Simon comes to the hotel and tells Kim and Kris how upset Jonathan is about the whole sexuality issue. Kris keeps saying that Jon’s gay and Simon says it doesn’t matter because they asked and Jon said he isn’t so problem solved. Not so fast Simon. Jon has NEVER stated one way or another. He just bought an escort. So it does matter. Why it matters to me doesn’t make sense but I smell Tom Cruise in the room so I have questions that need to be answered. Simon tells us that he was outed by a supposed friend and it was one of the worst experiences of his life. Which isn’t cool. But it does make Kris realize that he doesn’t want Jonathon to have an experience like that. Full circle Simon. You were hurt so that you could make Kris sensitive.

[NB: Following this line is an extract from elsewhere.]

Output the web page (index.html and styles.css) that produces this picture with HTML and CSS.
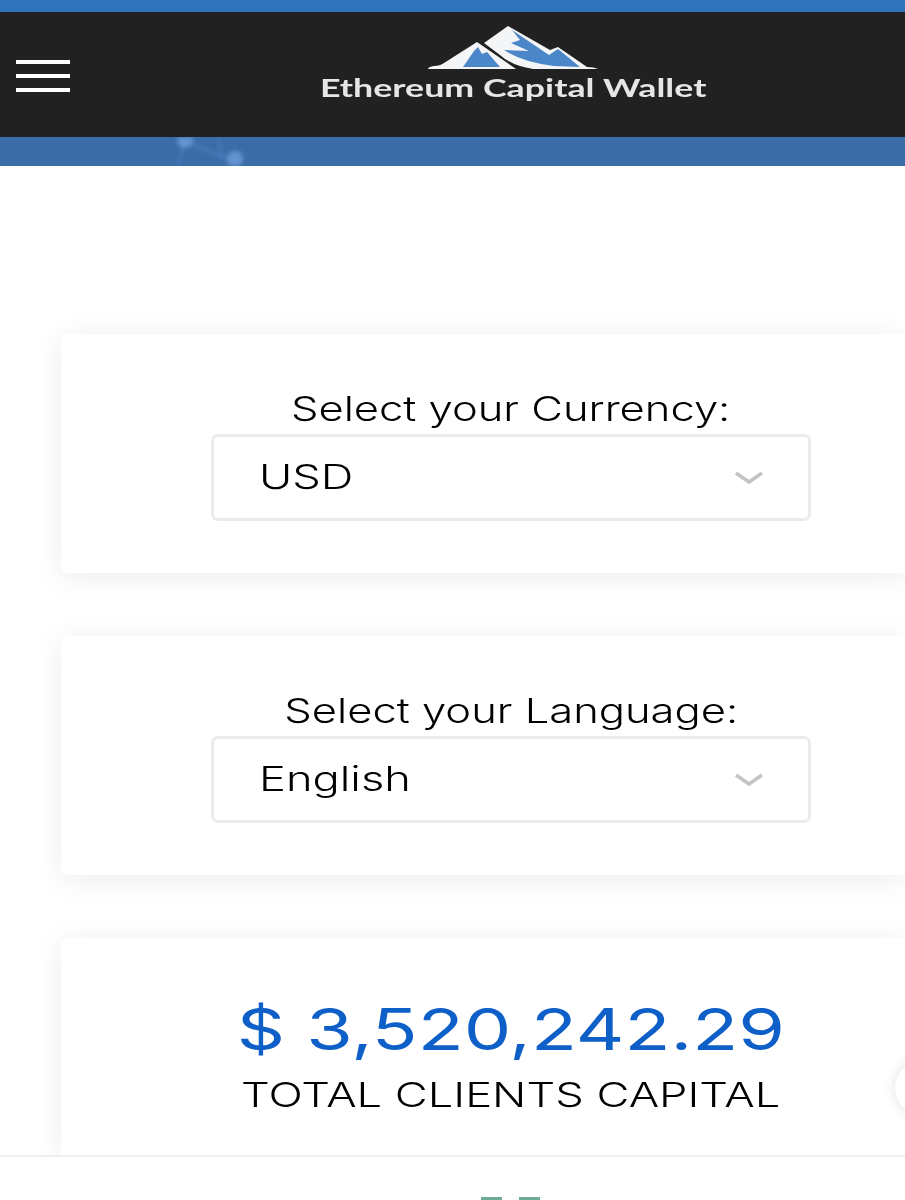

You didn’t make me sensitive, I still need to know so your hurt was half worth it.
Kris then invites Johnathon to the hotel bar where he apologizes for being insensitive and they have a totally straight drink at the bar. Only one umbrella and cherry each.
Scott, Kim, and Kris decide that they need to hold a couponer intervention. They get Kris to hide her coupon binder somewhere she won’t find it. Up near the roof. Damned he is a tall assed freak. Kourtney soon realizes her precious is gone and she panics. Like, dingo took my baby panic. And she starts to tear the hotel apart. Scott figures that her little meth head show means that this is the best time for the intervention and throws her stock into a pile on the floor.
Half of the things I remove from a hotel room.
He thinks she should donate all the stuff to people who will actually use it. I was confused that he was making sense until I realized that Kris probably lent him the brain cell. Kourtney then decides she will only use the coupons in the Sunday paper for stuff she needs. And since we all know that she is a bajillionaire on TV she gets most things comped. Which means she quit couponing.
And that ends that. I feel my first time with the Kardashians was equivalent to a virgin’s first time with an entire fleet on leave. I feel dirty, I’m drunk and I just want to go home.